Which brings back around to where we began, sort of, with fans being somewhat mad at AdHoc for not predicting Dispatch would be a success. Because it turns out fans are also mad that AdHoc hasn’t told them what it’s doing next, as far as Dispatch and a second season or sequel are concerned. “It’s the new problem, right?” says Herman. “It’s like, are you doing it? Are you not doing it?” So how seriously are they talking about it?
“As seriously as anything,” answers Shorette. “But the thing is, the tough thing is, it’s like in music: you have your whole life to write your first album and then eight months to write your second. And there’s a little bit of that feeling. We had so long with this – seven years is a lot of time. If anything, it would have been embarrassing if it was bad. I mean, you took fucking long enough! We’re taking GTA 6 amounts of time on this shit, you know – it better be good. I know we’re not going to have that amount of time for Season 2 because we want to meet the demand.”

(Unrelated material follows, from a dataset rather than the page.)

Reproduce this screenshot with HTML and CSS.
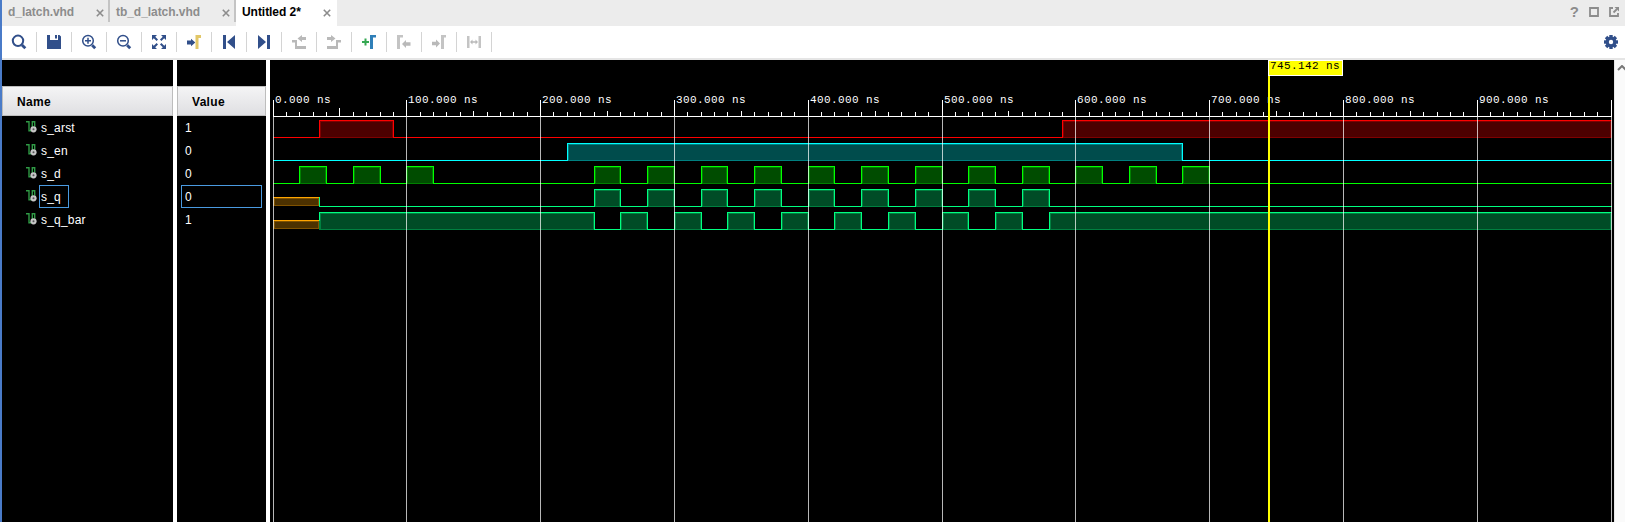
FILE: index.html
```html
<!DOCTYPE html>
<html lang="en">
<head>
<meta charset="utf-8">
<title>Waveform viewer</title>
<link rel="stylesheet" href="styles.css">
</head>
<body>
<div class="app">
  <div class="tabs">
    <div class="tab tab-first"><span>d_latch.vhd</span><svg class="close" viewBox="0 0 8 8"><path d="M.8.8l6.4 6.4M7.2.8L.8 7.2"/></svg></div>
    <div class="tab tab-second"><span>tb_d_latch.vhd</span><svg class="close" viewBox="0 0 8 8"><path d="M.8.8l6.4 6.4M7.2.8L.8 7.2"/></svg></div>
    <div class="tab tab-active"><span>Untitled 2*</span><svg class="close" viewBox="0 0 8 8"><path d="M.8.8l6.4 6.4M7.2.8L.8 7.2"/></svg></div>
    <div class="window-actions">
      <span class="help">?</span>
      <svg class="win" viewBox="0 0 10 10"><path d="M1 1h8v8H1z"/></svg>
      <svg class="win" viewBox="0 0 10 10"><path d="M4 1H1v8h8V6M4.500 5.500L8 2"/><path class="solid" d="M5.500 0H10v4.500z"/></svg>
    </div>
  </div>
  <div class="toolbar">
    <div class="tool"><svg viewBox="0 0 16 16"><circle class="line" cx="7" cy="6.800" r="5.200"/><path class="handle" d="M11 11l3.300 3.300"/></svg></div>
    <div class="tool"><svg viewBox="0 0 16 16"><path d="M1 1h3v5h8V1h1.500L15 2.500V15H1zM9 1h2v3.500H9z"/></svg></div>
    <div class="tool"><svg viewBox="0 0 16 16"><circle class="thin" cx="7" cy="6.800" r="5.300"/><path class="thin" d="M4 6.800h6M7 3.800v6"/><path class="handle" d="M11.200 11.200l3 3"/></svg></div>
    <div class="tool"><svg viewBox="0 0 16 16"><circle class="thin" cx="7" cy="6.800" r="5.300"/><path class="thin" d="M4 6.800h6"/><path class="handle" d="M11.200 11.200l3 3"/></svg></div>
    <div class="tool"><svg viewBox="0 0 16 16"><path d="M1 1h5L1 6zM15 1v5l-5-5zM1 15v-5l5 5zM15 15h-5l5-5z"/><path class="line" d="M3 3l3.300 3.300M13 3L9.700 6.300M3 13l3.300-3.300M13 13L9.700 9.700"/></svg></div>
    <div class="tool"><svg viewBox="0 0 16 16"><path d="M1 6.500h4V4.800L9.300 8.500 5 12.200V10.500H1z"/><path class="yellow" d="M9.500 15V1H15v3h-2.500v11z"/></svg></div>
    <div class="tool"><svg viewBox="0 0 16 16"><path d="M2 1h3v14H2zM14 1v14L6 8z"/></svg></div>
    <div class="tool"><svg viewBox="0 0 16 16"><path d="M11 1h3v14h-3zM2 1v14l8-7z"/></svg></div>
    <div class="tool off"><svg viewBox="0 0 16 16"><path d="M1 6h5v6h9v3H4V8.500H1zM6.500 4.500L11 1v2h4v3h-4v2z"/></svg></div>
    <div class="tool off"><svg viewBox="0 0 16 16"><path d="M15 6h-5v6H1v3h11V8.500h3zM9.500 4.500L5 1v2H1v3h4v2z"/></svg></div>
    <div class="tool"><svg viewBox="0 0 16 16"><path class="green" d="M1 7h2.500V4.500h2V7H8v2H5.500v2.500h-2V9H1z"/><path class="blue" d="M9 15V1h6v2.500h-3V15z"/></svg></div>
    <div class="tool off"><svg viewBox="0 0 16 16"><path class="pale" d="M1 15V1h6v2.500H4V15z"/><path d="M6 10l4-4v2.300h4.500v3.500H10V14z"/></svg></div>
    <div class="tool off"><svg viewBox="0 0 16 16"><path class="pale" d="M10 15V1h5v2.500h-2V15z"/><path d="M9 9.500l-4-4v2.300H1v3.500h4v2.200z"/></svg></div>
    <div class="tool off"><svg viewBox="0 0 16 16"><path class="pale" d="M1 2h2.500v12H1zM12.500 2H15v12h-2.500z"/><path d="M4 8l2.500-2.500v1.800h3V5.500L12 8l-2.500 2.500V8.700h-3v1.800z"/></svg></div>
    <svg class="gear" viewBox="-8 -8 16 16"><g><rect x="-1.700" y="-7" width="3.400" height="14"/><rect x="-1.700" y="-7" width="3.400" height="14" transform="rotate(45)"/><rect x="-1.700" y="-7" width="3.400" height="14" transform="rotate(90)"/><rect x="-1.700" y="-7" width="3.400" height="14" transform="rotate(135)"/><circle r="5.400"/></g><circle class="hole" r="2.200"/></svg>
  </div>
  <div class="viewer">
    <div class="column names">
      <div class="head">Name</div>
      <div class="row"><svg class="signal" viewBox="0 0 11 12"><path d="M0 .7h3v9h2M6.300 6V.7h2.400v5"/><circle cx="7.500" cy="8.300" r="3.100"/><circle class="dot" cx="7.500" cy="8.300" r="1"/></svg><span class="label">s_arst</span></div>
      <div class="row"><svg class="signal" viewBox="0 0 11 12"><path d="M0 .7h3v9h2M6.300 6V.7h2.400v5"/><circle cx="7.500" cy="8.300" r="3.100"/><circle class="dot" cx="7.500" cy="8.300" r="1"/></svg><span class="label">s_en</span></div>
      <div class="row"><svg class="signal" viewBox="0 0 11 12"><path d="M0 .7h3v9h2M6.300 6V.7h2.400v5"/><circle cx="7.500" cy="8.300" r="3.100"/><circle class="dot" cx="7.500" cy="8.300" r="1"/></svg><span class="label">s_d</span></div>
      <div class="row"><svg class="signal" viewBox="0 0 11 12"><path d="M0 .7h3v9h2M6.300 6V.7h2.400v5"/><circle cx="7.500" cy="8.300" r="3.100"/><circle class="dot" cx="7.500" cy="8.300" r="1"/></svg><span class="label selected">s_q</span></div>
      <div class="row"><svg class="signal" viewBox="0 0 11 12"><path d="M0 .7h3v9h2M6.300 6V.7h2.400v5"/><circle cx="7.500" cy="8.300" r="3.100"/><circle class="dot" cx="7.500" cy="8.300" r="1"/></svg><span class="label">s_q_bar</span></div>
    </div>
    <div class="column values">
      <div class="head">Value</div>
      <div class="row"><span class="value">1</span></div>
      <div class="row"><span class="value">0</span></div>
      <div class="row"><span class="value">0</span></div>
      <div class="row"><span class="value selected">0</span></div>
      <div class="row"><span class="value">1</span></div>
    </div>
    <svg class="wave" id="wave" width="1344" height="462" viewBox="270 60 1344 462"></svg>
    <div class="scrollbar"><svg viewBox="0 0 10 6"><path d="M1 5l4-4 4 4"/></svg></div>
  </div>
</div>
<script src="wave.js"></script>
</body>
</html>
```
FILE: styles.css
```css
* { box-sizing: border-box; }
body {
  margin: 0;
  background: #fff;
  font: 12px "Liberation Sans", Arial, sans-serif;
  color: #000;
}
.app {
  height: 522px;
  display: flex;
  flex-direction: column;
  border-left: 2px solid #4a7bc8;
  overflow: hidden;
}
svg { display: block; flex: none; }

.tabs { height: 26px; display: flex; background: #ececec; font-weight: bold; }
.tab {
  height: 26px;
  display: flex;
  justify-content: space-between;
  padding: 0 6px 3px 6px;
  align-items: center;
  color: #8c8c8c;
  position: relative;
}
.tab span { letter-spacing: -0.05px; }
.tab-first { width: 108px; }
.tab-second { width: 126px; }
.tab-first::after, .tab-second::after {
  content: "";
  position: absolute;
  right: 0;
  top: 0;
  width: 2px;
  height: 22px;
  background: #c4c4c4;
}
.tab-active { width: 101px; background: #fff; color: #000; }
.close { width: 8px; height: 8px; margin-top: 3px; fill: none; stroke: #8c8c8c; stroke-width: 1.6; }
.window-actions { margin-left: auto; display: flex; align-items: center; padding: 0 6px 2px 0; gap: 10px; }
.help { color: #8c8c8c; font-size: 15px; line-height: 20px; }
.win { width: 10px; height: 10px; fill: none; stroke: #8c8c8c; stroke-width: 1.8; }
.win .solid { fill: #8c8c8c; stroke: none; }

.toolbar { height: 34px; display: flex; align-items: flex-start; padding-top: 6px; border-bottom: 2px solid #e5e5e5; }
.tool { width: 35px; height: 20px; border-right: 1px solid #d4d4d4; display: flex; align-items: center; justify-content: center; fill: #314f8a; stroke: none; }
.tool svg { width: 16px; height: 16px; }
.tool .line, .tool .thin, .tool .handle { fill: none; stroke: #314f8a; stroke-width: 2; }
.tool .thin { stroke-width: 1.5; }
.tool .handle { stroke-width: 2.8; }
.tool .yellow { fill: #e2c768; }
.tool .green { fill: #35a852; }
.tool .blue { fill: #2f7fb8; }
.off { fill: #b9b9b9; }
.off .pale { fill: #c4c4c4; }
.gear { width: 16px; height: 16px; margin: 2px 6px 0 auto; fill: #314f8a; }
.gear .hole { fill: #fff; }

.viewer { display: flex; height: 462px; }
.column { background: #000; padding-top: 26px; margin-right: 4px; color: #fff; }
.names { width: 171px; }
.values { width: 89px; }
.head {
  height: 30px;
  padding: 1px 0 0 14px;
  display: flex;
  align-items: center;
  border: 1px solid #bdbdbd;
  background: linear-gradient(#f4f4f5, #dfdfe2);
  color: #000;
  font-weight: bold;
  letter-spacing: 0.3px;
}
.row { height: 23px; display: flex; align-items: center; letter-spacing: 0.2px; }
.names .row { padding-left: 23.500px; }
.signal { width: 11px; height: 12px; margin: 0 2.500px 1px 0; fill: none; stroke: #2f9a45; stroke-width: 1.4; }
.signal circle { fill: #c6c6c6; stroke: none; }
.signal .dot { fill: #555; }
.label, .value { height: 23px; line-height: 23px; border: 1px solid transparent; padding: 0 1px; }
.label.selected { width: 30px; border-color: #4a9ae0; }
.values .row { padding: 0 4px; }
.value { width: 81px; padding-left: 3px; }
.value.selected { border-color: #4a9ae0; }

.wave { background: #000; shape-rendering: crispEdges; }
.wave text { font: 11px "Liberation Mono", "Courier New", monospace; letter-spacing: 0.4px; fill: #fff; }
.wave .cursor-text { fill: #000; }
.tick { fill: #fff; }
.grid { fill: #fff; fill-opacity: 0.72; }
.cursor { fill: #ff0; }
.cursor-box { fill: #ff0; stroke: #fff; }
.scrollbar { width: 11px; background: #fafafa; border-left: 1px solid #e8e8e8; padding: 5px 0 0 2px; }
.scrollbar svg { width: 10px; height: 6px; fill: none; stroke: #777; stroke-width: 2; }
```
FILE: wave.js
```js
const svg = document.getElementById('wave');
const NS = 'http://www.w3.org/2000/svg';
const xAt = t => Math.floor(273 + t * 1.338);

function add(tag, attrs, text) {
  const el = document.createElementNS(NS, tag);
  for (const k in attrs) el.setAttribute(k, attrs[k]);
  if (text) el.textContent = text;
  svg.appendChild(el);
}
function rect(x, y, width, height, attrs) {
  add('rect', Object.assign({ x, y, width, height }, attrs));
}

// Each signal lists the intervals (ns) during which it is high.
const pulses = (from, to) => {
  const list = [];
  for (let t = from; t <= to; t += 40) list.push([t, t + 20]);
  return list;
};
const signals = [
  { line: '#ff0000', edge: '#800000', fill: '#4c0000', high: [[35, 90], [590, 1000]] },
  { line: '#00ffff', edge: '#008080', fill: '#004c4c', high: [[220, 680]] },
  { line: '#00ff00', edge: '#008000', fill: '#004c00', high: [...pulses(20, 100), ...pulses(240, 680)] },
  { line: '#00ff80', edge: '#008040', fill: '#004c26', high: pulses(240, 560), unknown: 35 },
  { line: '#00ff80', edge: '#008040', fill: '#004c26', high: [[35, 240], ...pulses(260, 540), [580, 1000]], unknown: 35 }
];

signals.forEach((s, i) => {
  const top = 120 + 23 * i, low = top + 17;
  let last = s.unknown || 0;
  if (s.unknown) {
    const w = xAt(35) - 273;
    rect(273, low - 9, w, 9, { fill: '#805200' });
    rect(275, low - 7, w - 3, 6, { fill: '#4c3100' });
    rect(273, low - 9, w, 1, { fill: '#ffa500' });
    if (i === 3) rect(xAt(35), low - 9, 1, 10, { fill: s.line });
  }
  s.high.forEach(([a, b]) => {
    const x = xAt(a), e = xAt(b);
    rect(xAt(last), low, x - xAt(last) + 1, 1, { fill: s.line });
    rect(x, top, e - x + 1, 18, { fill: s.edge });
    rect(x + 2, top + 2, e - x - 3, 15, { fill: s.fill });
    rect(x, top, e - x + 1, 1, { fill: s.line });
    rect(x, top, 1, a === s.unknown ? 9 : 18, { fill: s.line });
    if (b < 1000) rect(e, top, 1, 18, { fill: s.line });
    last = b;
  });
  if (last < 1000) rect(xAt(last), low, 1611 - xAt(last) + 1, 1, { fill: s.line });
});

// Time axis and grid.
rect(273, 116, 1339, 1, { class: 'tick' });
for (let t = 0; t <= 1000; t += 10) {
  const x = xAt(t);
  if (t % 100 === 0) {
    rect(x, 100, 1, 16, { class: 'tick' });
    rect(x, 117, 1, 405, { class: 'grid' });
    if (t < 1000) add('text', { x: x + 2, y: 103 }, t + '.000 ns');
  } else {
    const h = t === 50 ? 8 : t % 50 === 0 ? 5 : 4;
    rect(x, 116 - h, 1, h, { class: 'tick' });
  }
}

// Cursor at 745.142 ns.
rect(1268, 60, 2, 462, { class: 'cursor' });
rect(1268.5, 60.5, 74, 15, { class: 'cursor-box' });
add('text', { x: 1270, y: 69, class: 'cursor-text' }, '745.142 ns');
```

“There were zero expectations for Season 1 – external expectations,” Herman adds. “People just had to show up and enjoy it and not have a bunch of theories and stuff in their head. Season 2, if we do it, we know that’s going to be an extra challenge.”
“A lot of pressure,” adds Shorette. “It’ll be about what it’s not as much as what it is.”
The team is “days away” from sitting down and figuring out what comes next, Herman tells me, which considering I spoke to them a couple of weeks ago might already have come to pass. “We’re entering the time where we’re going to really sit down and lay those plans out,” he says. And I would be amazed – flabbergasted, even – if these plans don’t include a Dispatch Season 2.
But the studio also has that Critical Role game to make, don’t forget, though it doesn’t sound as far along as I had hoped it would be. “It’s been bubbling, simmering I would call it,” Shorette says. “It’s not full boil or anything. It probably has had pushes over the last year or so, at different points, but as Dispatch needed to get released, that took up a lot of our resources.”
Whatever the future holds for AdHoc, though, it is certainly bright. Blazingly bright, even. From a studio struggling for survival, nervous about whether the world would want a Telltale-style episodic game, AdHoc and Dispatch have become one of 2025’s most notable successes. The pressure of survival is off; the pressure of success is on. The world cannot get enough of Dispatch.